Moses is quoting the Lord in these words as we see from verse 28, “and the Lord said to me.” We need to pause long enough to hear the yearning heart of God over His people. He longs to see His people fear Him and keep His commandments. It seems to burst from Him in an exclamation, “O that there was such a heart in them,” yearning, loving and seeking. It is an aspect of the character of God we rarely consider. We find it also in Jeremiah 29:11,

For I know the plans I have for you, declares the Lord, plans to prosper you and not to harm you, plans to give you hope and a future…you will seek me and find me when you seek me with all your heart.

And here in Deuteronomy 5:29 the thought is the same, “that it might be well with them and with their children forever.”
I have often said in my teaching to young people on relationships that as a mother I did not sit around planning how to hurt or bring sadness to any of our four children.

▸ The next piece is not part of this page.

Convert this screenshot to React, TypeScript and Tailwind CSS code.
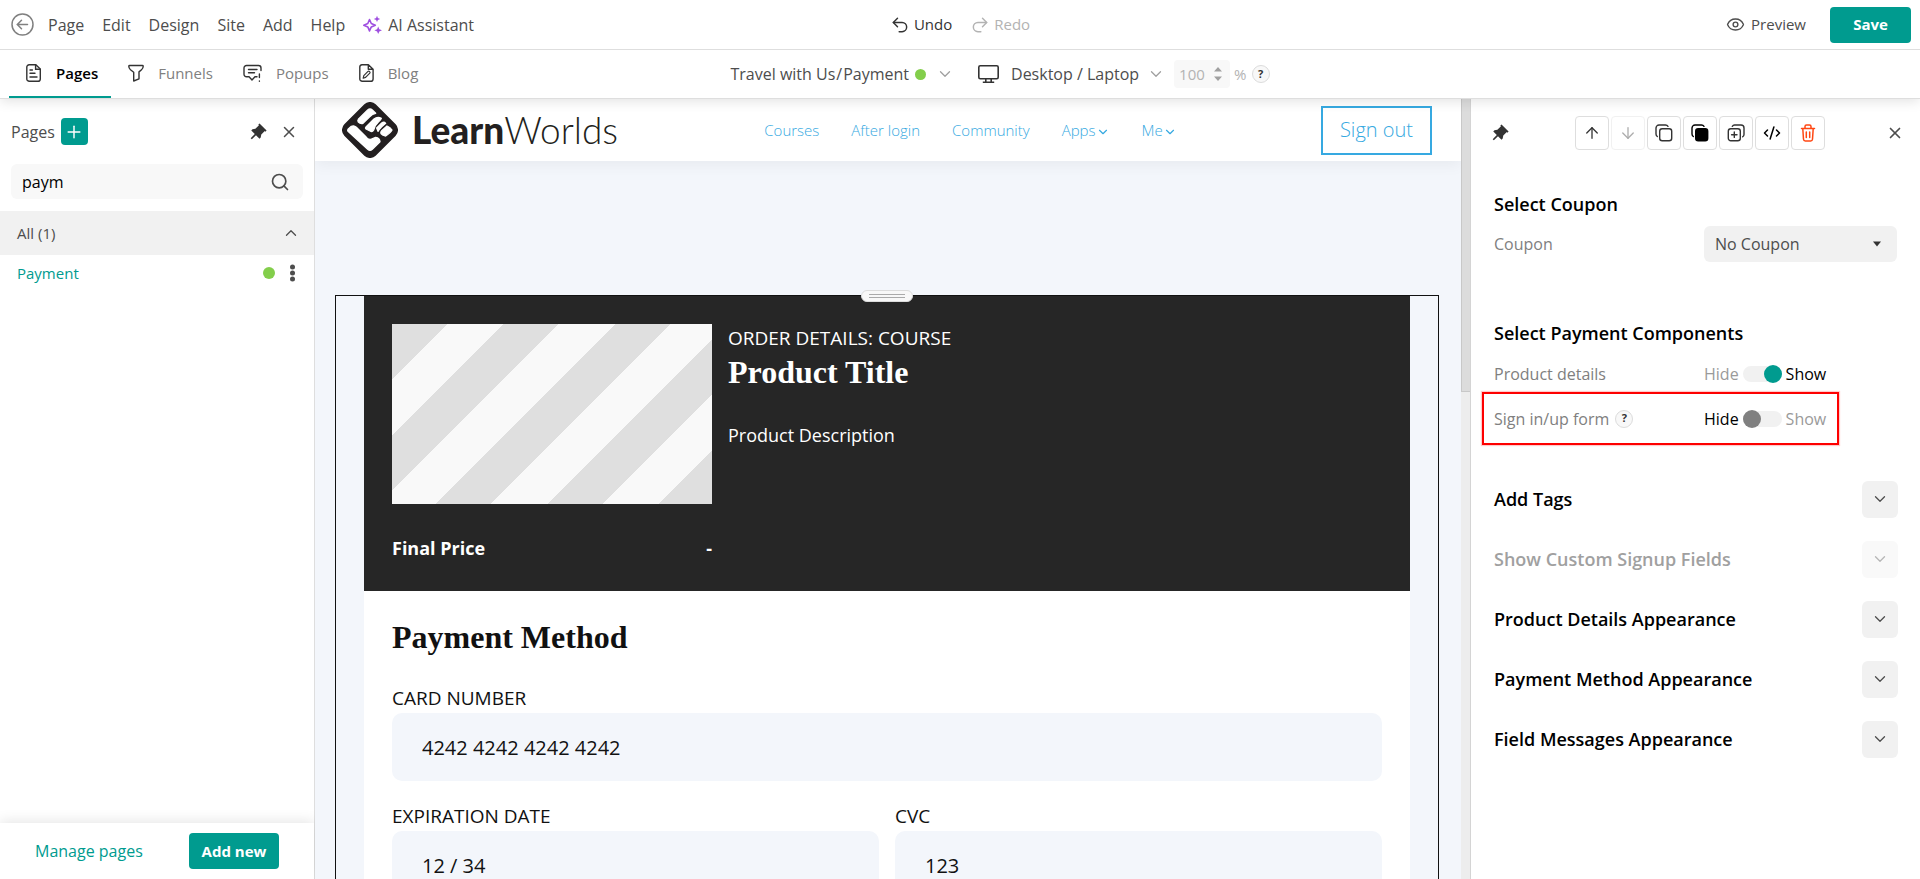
import { useState, type ReactNode } from "react";
import {
  ArrowDown,
  ArrowUp,
  ChevronDown,
  ChevronUp,
  CodeXml,
  Eye,
  Plus,
  Redo2,
  Search,
  Undo2,
  X,
} from "lucide-react";
import { RiPushpinFill } from "react-icons/ri";

const menuItems = ["Page", "Edit", "Design", "Site", "Add", "Help"];

const PagesIcon = () => (
  <svg width="16" height="20" viewBox="0 0 16 20" fill="none" stroke="#333" strokeWidth="1.4">
    <path d="M3.2 1.7h6.6l4.5 4.4v9.8a2.4 2.4 0 0 1-2.4 2.4H3.2A2.4 2.4 0 0 1 .8 15.9V4.1a2.4 2.4 0 0 1 2.4-2.4Z" />
    <path d="M9.6 1.9v4.3h4.5M4 7h2.4M4 10.2h5M4 14h7" strokeLinecap="round" />
  </svg>
);

const FunnelIcon = () => (
  <svg width="16" height="20" viewBox="0 0 16 20" fill="none" stroke="#333" strokeWidth="1.4" strokeLinejoin="round">
    <path d="M.8 3.2c0-.5.3-.7.8-.7h12.8c.5 0 .8.2.8.7 0 1.7-.6 2.6-1.7 3.5L11 8.9v6.900L5.700 18V9.200L2.500 6.700C1.400 5.800.8 4.900.8 3.200Z" />
  </svg>
);

const PopupsIcon = () => (
  <svg width="19" height="20" viewBox="0 0 19 20" fill="none" stroke="#333" strokeWidth="1.4" strokeLinecap="round">
    <path d="M14 13.8h-2l-3 3.2-3-3.200H3.500a2.500 2.500 0 0 1-2.500-2.500V5a2.500 2.500 0 0 1 2.500-2.500h12A2.500 2.500 0 0 1 18 5v2.500M5.500 6.500h8.500M5.500 9.800h6M16.400 11v3.500M16.400 18v.3" />
  </svg>
);

const BlogIcon = () => (
  <svg width="15" height="20" viewBox="0 0 15 20" fill="none" stroke="#333" strokeWidth="1.4" strokeLinejoin="round">
    <path d="M3 1.7h6.4l4.7 4.600v9.600a2.400 2.400 0 0 1-2.400 2.400H3.200A2.400 2.400 0 0 1 .8 15.900V4.100A2.400 2.400 0 0 1 3 1.700ZM9.300 1.900v4.300h4.500" />
    <path d="m4.200 15.200.6-2.600 4.200-4.200c1-.9 2.700.8 1.800 1.800l-4.200 4.200Z" strokeWidth="1.2" />
  </svg>
);

const SparkleIcon = () => (
  <svg width="19" height="20" viewBox="0 0 19 20">
    <path d="M6.5 4.5 8.3 8.5l4 1.7-4 1.7-1.8 4-1.700-4-4-1.700 4-1.700Z" fill="none" stroke="#9f4fe0" strokeWidth="1.6" strokeLinejoin="round" />
    <path d="m14 .8.9 2.200 2.300.9-2.300 1L14 7l-.9-2.100-2.300-1 2.300-.9Z" fill="#9f4fe0" />
    <path d="m15.200 11.500 1.100 2.700 2.700 1.100-2.700 1.100-1.100 2.700-1.100-2.700-2.700-1.100 2.700-1.100Z" fill="#9f4fe0" />
  </svg>
);

const MonitorIcon = () => (
  <svg width="21" height="20" viewBox="0 0 21 20" fill="none" stroke="#333" strokeWidth="1.6">
    <rect x=".8" y="1.8" width="19.4" height="13" rx="1.5" />
    <path d="M7.8 15v3M13.2 15v3M4.8 18.2h11.400" />
  </svg>
);

const CopyIcon = ({ filled = false }: { filled?: boolean }) => (
  <svg width="18" height="18" viewBox="0 0 18 18" fill="none" stroke={filled ? "#000" : "#333"} strokeWidth="1.4" strokeLinecap="round">
    <rect x="4.7" y="4.7" width="12" height="12" rx="2.5" fill={filled ? "#000" : "none"} />
    <path d="M2.3 12.500A3 3 0 0 1 1 10V4a3 3 0 0 1 3-3h6.500c1.200 0 2 .5 2.500 1.300" />
  </svg>
);

const CopyPlusIcon = () => (
  <svg width="18" height="18" viewBox="0 0 18 18" fill="none" stroke="#333" strokeWidth="1.4" strokeLinecap="round">
    <rect x="1.3" y="4.7" width="12" height="12" rx="2.5" />
    <path d="M7.300 8v5.400M4.600 10.700H10M5.300 2.300A3 3 0 0 1 7.500 1H14a3 3 0 0 1 3 3v6.500c0 1-.5 1.700-1.300 2.300" />
  </svg>
);

const TrashIcon = () => (
  <svg width="16" height="18" viewBox="0 0 16 18" fill="none" stroke="#ff4713" strokeWidth="1.5" strokeLinecap="round" strokeLinejoin="round">
    <path d="M1.500 4.500h13M2.800 4.700l.7 10.500c.1 1.100.7 1.700 1.800 1.700h5.400c1.100 0 1.700-.6 1.800-1.700l.7-10.500M5 4.300V2.500C5 1.500 5.500 1 6.500 1h3c1 0 1.500.5 1.500 1.500v1.800M6.300 8v5.500M9.700 8v5.500" />
  </svg>
);

const LogoMark = () => (
  <svg width="56" height="56" viewBox="21 18 168 168">
    <rect x="38.5" y="35.5" width="133" height="133" rx="24" fill="#231f20" transform="rotate(45 105 102)" />
    <g fill="#fff" stroke="#fff" strokeWidth="4" strokeLinejoin="round">
      <path d="M70 70 98 42Q105 36 112 42L122 52Q112 54 104 62L84 82Q76 84 70 78Q67 74 70 70Z" />
      <path d="M93 93 117 69Q128 60 139 67Q138 71 130 78Q119 88 116 102Q112 109 105 105L93 99Q90 96 93 93Z" />
      <path d="M125 96 140 81Q147 76 152 82L140 92Q132 100 129 106Z" />
      <path d="M140 104 156 90Q166 94 171 102Q167 110 152 120Q141 118 138 113Q136 108 140 104Z" />
      <path d="M39 100 49 91Q57 87 64 94L94 124Q103 134 113 128L122 124Q134 126 135 137L112 160Q105 166 98 160L39 106Q37 103 39 100Z" />
    </g>
  </svg>
);

const HelpBadge = () => (
  <button
    aria-label="Help"
    className="flex h-[18px] w-[18px] items-center justify-center rounded-full border border-[#dcdcdc] bg-[#f8f8f8] text-[11px] font-bold text-[#333]"
  >
    ?
  </button>
);

const tabs = [
  { name: "Pages", icon: <PagesIcon /> },
  { name: "Funnels", icon: <FunnelIcon /> },
  { name: "Popups", icon: <PopupsIcon /> },
  { name: "Blog", icon: <BlogIcon /> },
];

const TopBar = () => (
  <div className="grid h-[50px] grid-cols-[1fr_auto_1fr] items-center border-b border-[#dedede]">
    <nav className="flex items-center gap-[18px] pl-[11px] text-base text-[#4d4d4d]">
      <button aria-label="Back" className="-mr-1 text-[#808080]">
        <svg width="23" height="23" viewBox="0 0 23 23" fill="none" stroke="currentColor" strokeWidth="1.5" strokeLinecap="round">
          <circle cx="11.5" cy="11.5" r="10.5" />
          <path d="M16.500 11.500h-10M10.500 7.300l-4.200 4.200 4.200 4.200" />
        </svg>
      </button>
      {menuItems.map((item) => (
        <button key={item}>{item}</button>
      ))}
      <button className="flex items-center gap-[6px]">
        <SparkleIcon />
        AI Assistant
      </button>
    </nav>
    <div className="flex items-center gap-[18px] text-[15px]">
      <button className="flex items-center gap-1 font-medium text-[#333]">
        <Undo2 size={20} strokeWidth={1.75} />
        Undo
      </button>
      <button disabled className="flex items-center gap-1 font-medium text-[#b3b3b3]">
        <Redo2 size={20} strokeWidth={1.75} />
        Redo
      </button>
    </div>
    <div className="flex items-center justify-end gap-6 pr-[9px] text-[15px]">
      <button className="flex items-center gap-[6px] font-medium text-[#4d4d4d]">
        <Eye size={19} strokeWidth={1.75} />
        Preview
      </button>
      <button className="h-9 w-[81px] rounded bg-[#009b8f] font-bold text-white">Save</button>
    </div>
  </div>
);

const ToolBar = () => (
  <div className="grid h-[49px] grid-cols-[1fr_auto_1fr] items-center border-b border-[#dedede]">
    <div className="flex h-full pl-[9px] text-[15px] font-medium text-[#808080]">
      {tabs.map((tab, ind) => (
        <button
          key={tab.name}
          className={
            ind == 0
              ? "flex h-full items-center gap-[14px] border-b-2 border-[#009b8f] pr-[13px] pl-[17px] font-semibold text-black"
              : "flex h-full items-center gap-[14px] border-b-2 border-transparent pr-[13px] pl-[17px]"
          }
        >
          {tab.icon}
          {tab.name}
        </button>
      ))}
    </div>
    <div className="flex items-center pl-20 text-base text-[#4d4d4d]">
      <button className="flex items-center gap-[6px]">
        <span className="flex gap-px">
          <span>Travel with Us</span>
          <span>/</span>
          <span>Payment</span>
        </span>
        <span className="h-[11px] w-[11px] rounded-full bg-[#83ce4b]" />
        <ChevronDown size={18} strokeWidth={1.75} className="ml-1 text-[#a0a0a0]" />
      </button>
      <button className="ml-6 flex items-center">
        <MonitorIcon />
        <span className="mr-2 ml-3">Desktop / Laptop</span>
        <ChevronDown size={18} strokeWidth={1.75} className="text-[#a0a0a0]" />
      </button>
      <label className="ml-[9px] flex items-center gap-1 text-[15px] text-[#b3b3b3]">
        <span className="flex h-[28px] w-[56px] items-center justify-between rounded bg-[#f8f8f8] pr-2 pl-[5px]">
          <input aria-label="Zoom" disabled defaultValue="100" className="w-[30px]" />
          <svg width="8" height="14" viewBox="0 0 8 14" fill="#a0a0a0">
            <path d="M4 0l4 4.500H0ZM4 14l4-4.500H0Z" />
          </svg>
        </span>
        %
      </label>
      <span className="ml-[5px] flex">
        <HelpBadge />
      </span>
    </div>
    <div />
  </div>
);

const PagesPanel = () => (
  <aside className="flex w-[315px] shrink-0 flex-col border-r border-[#dedede] bg-white text-[15px] text-[#4d4d4d]">
    <div className="flex items-center pt-[19px] pr-4 pl-[11px]">
      <h2 className="text-base font-medium">Pages</h2>
      <button aria-label="Add page" className="ml-[6px] flex h-[27px] w-[27px] items-center justify-center rounded bg-[#009b8f] text-white">
        <Plus size={20} strokeWidth={1.75} />
      </button>
      <button aria-label="Pin" className="ml-auto text-[#333]">
        <RiPushpinFill size={20} />
      </button>
      <button aria-label="Close" className="ml-3">
        <X size={18} strokeWidth={2} />
      </button>
    </div>
    <div className="mx-[11px] mt-[19px] flex h-[35px] items-center rounded-md bg-[#f8f8f8] pr-[13px] pl-[11px]">
      <input aria-label="Search pages" defaultValue="paym" className="min-w-0 flex-1 bg-transparent text-base text-black outline-none" />
      <Search size={20} strokeWidth={2} className="text-[#4d4d4d]" />
    </div>
    <button className="mt-3 flex h-11 items-center justify-between bg-[#f1f1f1] pr-[14px] pl-[17px]">
      All (1)
      <ChevronUp size={18} strokeWidth={1.75} />
    </button>
    <div className="flex h-9 items-center pr-[18px] pl-[17px]">
      <a href="#" className="text-[#009b8f]">Payment</a>
      <span className="ml-auto h-3 w-3 rounded-full bg-[#83ce4b]" />
      <button aria-label="More" className="ml-[14px]">
        <svg width="7" height="18" viewBox="0 0 7 18" fill="#4d4d4d">
          <circle cx="3.5" cy="3" r="2.5" />
          <circle cx="3.5" cy="9" r="2.5" />
          <circle cx="3.5" cy="15" r="2.5" />
        </svg>
      </button>
    </div>
    <div className="mt-auto flex h-14 items-center justify-between pr-[35px] pl-[35px] shadow-[0_-2px_12px_rgba(0,0,0,0.1)]">
      <a href="#" className="text-base text-[#009b8f]">Manage pages</a>
      <button className="h-9 w-[90px] rounded bg-[#009b8f] text-[15px] font-bold text-white">Add new</button>
    </div>
  </aside>
);

const SiteHeader = () => (
  <header className="flex h-[62px] items-center bg-white pr-[29px] pl-[27px] text-[#36a9e1] shadow-[0_4px_14px_rgba(0,0,0,0.05)]">
    <LogoMark />
    <div className="ml-[14px] w-[208px] font-[Lato] text-[37px] leading-10 font-light whitespace-nowrap text-[#231f20]">
      <span className="font-black">Learn</span>Worlds
    </div>
    <nav className="mx-auto flex items-center gap-8 text-[15px] font-light">
      <a href="#">Courses</a>
      <a href="#">After login</a>
      <a href="#">Community</a>
      <a href="#" className="flex items-center">
        Apps
        <ChevronDown size={14} strokeWidth={2} className="mt-1" />
      </a>
      <a href="#" className="flex items-center">
        Me
        <ChevronDown size={14} strokeWidth={2} className="mt-1" />
      </a>
    </nav>
    <button className="h-[49px] w-[111px] border-2 border-[#36a9e1] text-xl font-light">Sign out</button>
  </header>
);

const Field = ({ id, label, value }: { id: string; label: string; value: string }) => (
  <div>
    <label htmlFor={id} className="block text-[19px] leading-[30px] uppercase">
      {label}
    </label>
    <input id={id} defaultValue={value} className="block h-[68px] w-full rounded-[10px] bg-[#f3f6fb] px-[30px] text-xl outline-none" />
  </div>
);

const Canvas = () => (
  <main className="min-w-0 flex-1 overflow-hidden bg-[#f3f6fb]">
    <SiteHeader />
    <section className="relative mt-[134px] mr-[22px] ml-5 border border-[#111] px-7">
      <div className="absolute -top-[6px] left-1/2 flex h-3 w-[52px] -translate-x-1/2 flex-col items-center justify-center gap-[2px] rounded-md border border-[#dcdcdc] bg-[#f8f8f8]">
        <span className="h-px w-9 bg-[#aaa]" />
        <span className="h-px w-9 bg-[#aaa]" />
      </div>
      <div className="flex h-[295px] gap-4 bg-[#262626] p-7 text-white">
        <div className="w-80 shrink-0">
          <div className="h-[180px] bg-[repeating-linear-gradient(135deg,#dfdfdf_0_39px,#f9f9f9_39px_79px)]" />
          <div className="mt-[30px] flex justify-between text-lg font-bold">
            <span>Final Price</span>
            <span>-</span>
          </div>
        </div>
        <div>
          <div className="text-[19px] leading-7 uppercase">Order details: course</div>
          <h2 className="font-['Liberation_Serif'] text-[32px] leading-10 font-bold">Product Title</h2>
          <p className="mt-[29px] text-lg leading-7">Product Description</p>
        </div>
      </div>
      <div className="bg-white px-7 pt-7 text-[#111]">
        <h2 className="font-['Liberation_Serif'] text-[32px] leading-9 font-bold">Payment Method</h2>
        <div className="mt-7">
          <Field id="card" label="Card number" value="4242 4242 4242 4242" />
        </div>
        <div className="mt-5 grid grid-cols-2 gap-4 pb-7">
          <Field id="exp" label="Expiration date" value="12 / 34" />
          <Field id="cvc" label="CVC" value="123" />
        </div>
      </div>
    </section>
  </main>
);

const ToolButton = ({ label, children, disabled = false }: { label: string; children: ReactNode; disabled?: boolean }) => (
  <button
    aria-label={label}
    disabled={disabled}
    className="flex h-[34px] w-[34px] items-center justify-center rounded border border-[#dedede] text-[#333] disabled:opacity-40"
  >
    {children}
  </button>
);

const ToggleRow = ({ label, initial, help = false }: { label: string; initial: boolean; help?: boolean }) => {
  const [show, setShow] = useState(initial);
  return (
    <div className="grid h-[45px] grid-cols-[210px_auto] items-center justify-start">
      <div className="flex items-center gap-[6px] text-[#808080]">
        {label}
        {help && <HelpBadge />}
      </div>
      <label className="flex items-center gap-1">
        <span className={show ? "text-[#9a9a9a]" : "text-black"}>Hide</span>
        <input
          type="checkbox"
          role="switch"
          aria-label={label}
          checked={show}
          onChange={(e) => setShow(e.target.checked)}
          className="flex h-4 w-[39px] appearance-none items-center rounded-full bg-[#f1f1f1] before:h-[18px] before:w-[18px] before:shrink-0 before:rounded-full before:bg-[#808080] checked:justify-end checked:before:bg-[#009b8f]"
        />
        <span className={show ? "text-black" : "text-[#9a9a9a]"}>Show</span>
      </label>
    </div>
  );
};

const sections = [
  { title: "Add Tags", disabled: false },
  { title: "Show Custom Signup Fields", disabled: true },
  { title: "Product Details Appearance", disabled: false },
  { title: "Payment Method Appearance", disabled: false },
  { title: "Field Messages Appearance", disabled: false },
];

const SettingsPanel = () => (
  <aside className="w-[450px] shrink-0 border-l border-[#d4d4d4] bg-white pt-[17px] pr-[22px] pl-[23px] text-base">
    <div className="flex items-center justify-between">
      <button aria-label="Pin" className="-ml-1 text-[#333]">
        <RiPushpinFill size={20} />
      </button>
      <div className="flex gap-[2px] pl-1">
        <ToolButton label="Move up"><ArrowUp size={18} strokeWidth={1.75} /></ToolButton>
        <ToolButton label="Move down" disabled><ArrowDown size={18} strokeWidth={1.75} /></ToolButton>
        <ToolButton label="Copy"><CopyIcon /></ToolButton>
        <ToolButton label="Copy style"><CopyIcon filled /></ToolButton>
        <ToolButton label="Duplicate"><CopyPlusIcon /></ToolButton>
        <ToolButton label="Code"><CodeXml size={18} className="text-black" /></ToolButton>
        <ToolButton label="Delete"><TrashIcon /></ToolButton>
      </div>
      <button aria-label="Close" className="-mr-2 pr-[2px] text-[#4d4d4d]">
        <X size={18} strokeWidth={2.25} />
      </button>
    </div>

    <h3 className="mt-[42px] text-lg leading-6 font-semibold">Select Coupon</h3>
    <div className="mt-[10px] grid h-9 grid-cols-[210px_193px] items-center">
      <label htmlFor="coupon" className="text-[#808080]">Coupon</label>
      <div className="grid items-center">
        <select id="coupon" className="col-start-1 row-start-1 h-9 w-full appearance-none rounded-md bg-[#f1f1f1] px-[11px] text-[#4d4d4d]">
          <option>No Coupon</option>
        </select>
        <svg width="8" height="6" viewBox="0 0 8 6" fill="#333" className="pointer-events-none col-start-1 row-start-1 mr-4 justify-self-end">
          <path d="M0 .5h8L4 5.500Z" />
        </svg>
      </div>
    </div>

    <h3 className="mt-[59px] mb-[6px] text-lg leading-6 font-semibold">Select Payment Components</h3>
    <ToggleRow label="Product details" initial={true} />
    <div className="-mt-1 -ml-3 w-[357px] border-2 border-[#fe0000] py-[2px] pl-[10px] shadow-[0_0_1px_1px_rgba(255,0,0,0.2)]">
      <ToggleRow label="Sign in/up form" initial={false} help />
    </div>

    <div className="mt-6">
      {sections.map((section) => (
        <div key={section.title} className="flex h-[60px] items-center justify-between">
          <h3 className={section.disabled ? "text-lg font-semibold text-[#a0a0a0]" : "text-lg font-semibold"}>
            {section.title}
          </h3>
          <button
            aria-label={section.title}
            disabled={section.disabled}
            className="flex h-[37px] w-9 items-center justify-center rounded-md bg-[#f1f1f1] text-[#4d4d4d] disabled:opacity-40"
          >
            <ChevronDown size={18} strokeWidth={1.75} />
          </button>
        </div>
      ))}
    </div>
  </aside>
);

const App = () => {
  return (
    <div className="flex h-screen flex-col overflow-hidden bg-white font-['Open_Sans',sans-serif] text-black">
      <div className="relative shadow-[0_2px_12px_rgba(0,0,0,0.12)]">
        <TopBar />
        <ToolBar />
      </div>
      <div className="flex min-h-0 flex-1">
        <PagesPanel />
        <Canvas />
        <div className="w-[9px] shrink-0 bg-[#ededed]">
          <div className="h-[293px] border-b border-l border-[#c8c8c8] bg-[#dcdcdc]" />
        </div>
        <SettingsPanel />
      </div>
    </div>
  );
};

export default App;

As a human mother I could, and probably did, mistakenly hurt and sadden my children, but it was never with malicious intent.
Our heart attitude toward God should be based on His revealed character in the Scriptures. He has our best interests at heart. He wants our hearts inclined to fear Him, to recognize His thoughts toward us to be thoughts of peace and not of evil. Satan will do his utmost to poison our minds and misrepresent our loving Father as a spoilsport, a policeman out to get us, a tyrannical parent or any number of caricatures. A prayerful reading of the Bible, a heart inclined to fear Him and a desire to be obedient to His commandments will garrison the heart against such misrepresentations.

"Jesus said, If you then, though you are evil, know how to give good gifts to your children, how much more will your Father in heaven give the Holy Spirit to those who ask Him." (Luke 11:13)

Isaiah 49:15 both asks and answers the question: "Can a mother forget the baby at her breast and have no compassion on the child she has borne? Though she may forget, I will not forget you!"